Friday, March 6, 2009

Cowards

So recently I went to see the new My Bloody Valentine in 3D, because, in the tradition of any good horror movie, I expected to see lots of blood and breasts, but this time popping out of the screen and invading my personal space. I got to the theater and found out that the film was playing, but it was not in 3D.

Hollywood's imagination is becoming narrower by the day. A 3D film is simple enough, and not even that is universal. Once, there was a time when film makers would try to turn the experience of watching a movie into something truly strange, something radically separate from everyday reality.
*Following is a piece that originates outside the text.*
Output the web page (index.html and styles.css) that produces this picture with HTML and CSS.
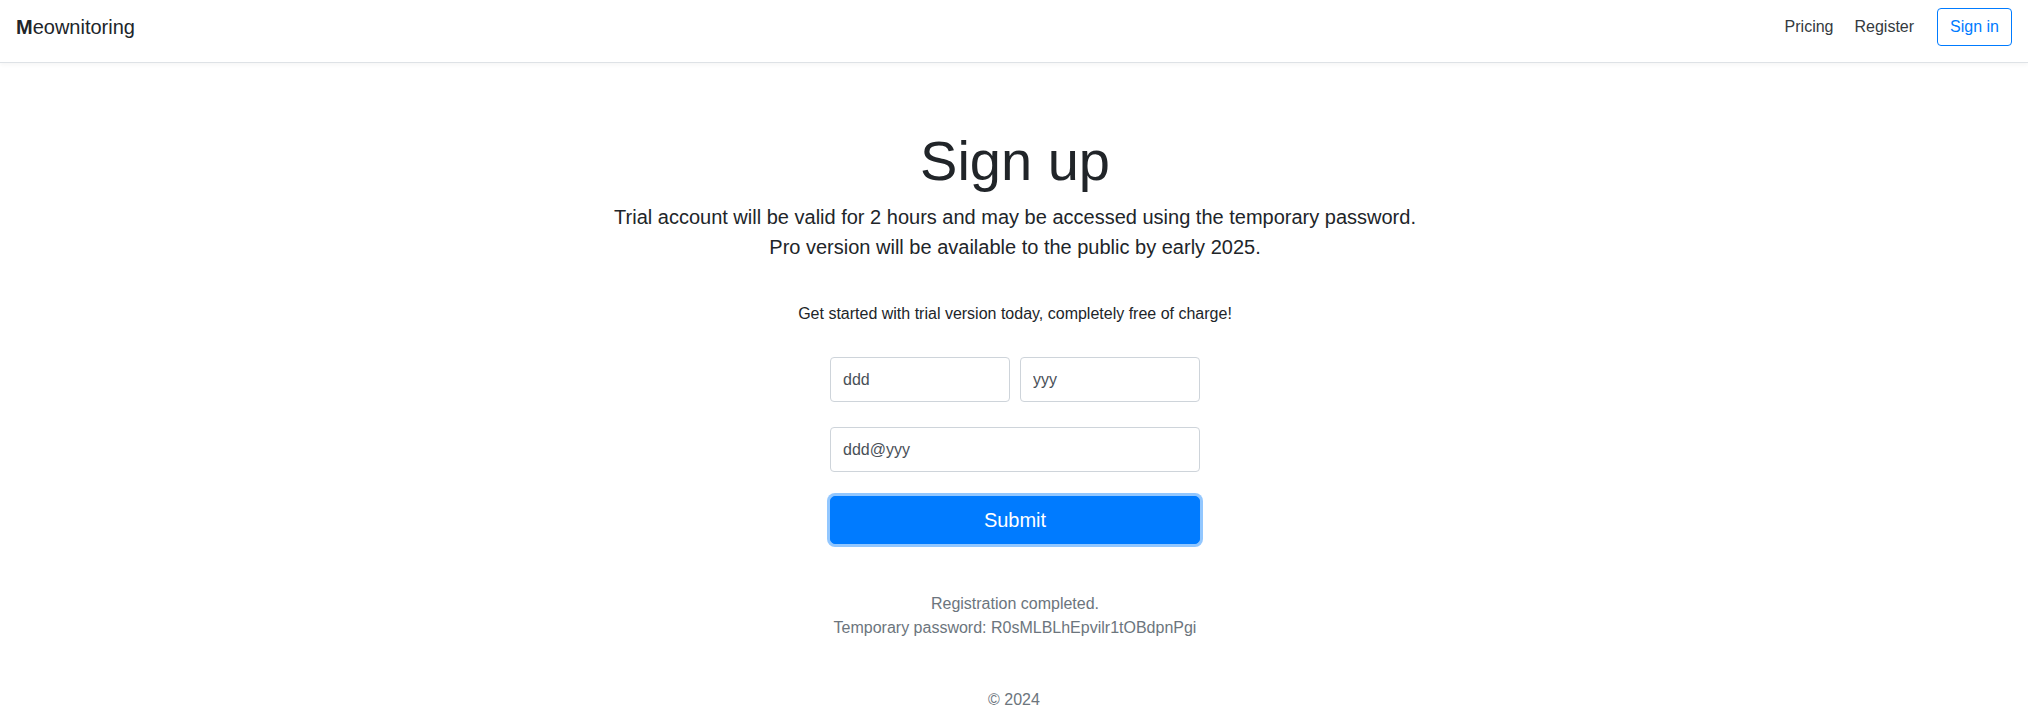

One of the most creative of these artists was William Castle, whose "Fright Break" in his 1961 film Homicidal was used to great effect by Gaspar NoƩ in his Seul Contre Tous. This was a ticking 45 second timer superimposed onto the image during the film's final scene, in which we approached a house containing the killer. The audience was informed by a voiceover that if they were too scared to watch the ending, they could leave and get a refund. This was advertised in the trailer, which explained that if you weren't able to handle the ending, you would have to sign a "Coward's Certificate," and that you would have to make sure not give the ending away to your friends, or William Castle would kill you. This didn't stop about 1% of patrons from demanding refunds. John Waters, a careful student of Castle, describes the results (quoted in the informative Wikipedia entry):
William Castle simply went nuts. He came up with "Coward's Corner," a yellow cardboard booth, manned by a bewildered theater employee in the lobby. When the Fright Break was announced, and you found that you couldn't take it anymore, you had to leave your seat and, in front of the entire audience, follow yellow footsteps up the aisle, bathed in a yellow light. Before you reached Coward's Corner, you crossed yellow lines with the stenciled message: "Cowards Keep Walking." You passed a nurse (in a yellow uniform?...I wonder), who would offer a blood-pressure test. All the while a recording was blaring, "'Watch the chicken! Watch him shiver in Coward's Corner'!" As the audience howled, you had to go through one final indignity -- at Coward's Corner you were forced to sign a yellow card stating, 'I am a bona fide coward.' Very, very few were masochistic enough to endure this. The one percent refund dribbled away to a zero percent, and I'm sure that in many cities a plant had to be paid to go through this torture. No wonder theater owners balked at booking a William Castle film. It was all just too damn complicated.
Other excellent gimmicks are described in the entry here. Let's demand that contemporary filmmakers bring some of this back—along, hopefully, with Smell-O-Vision.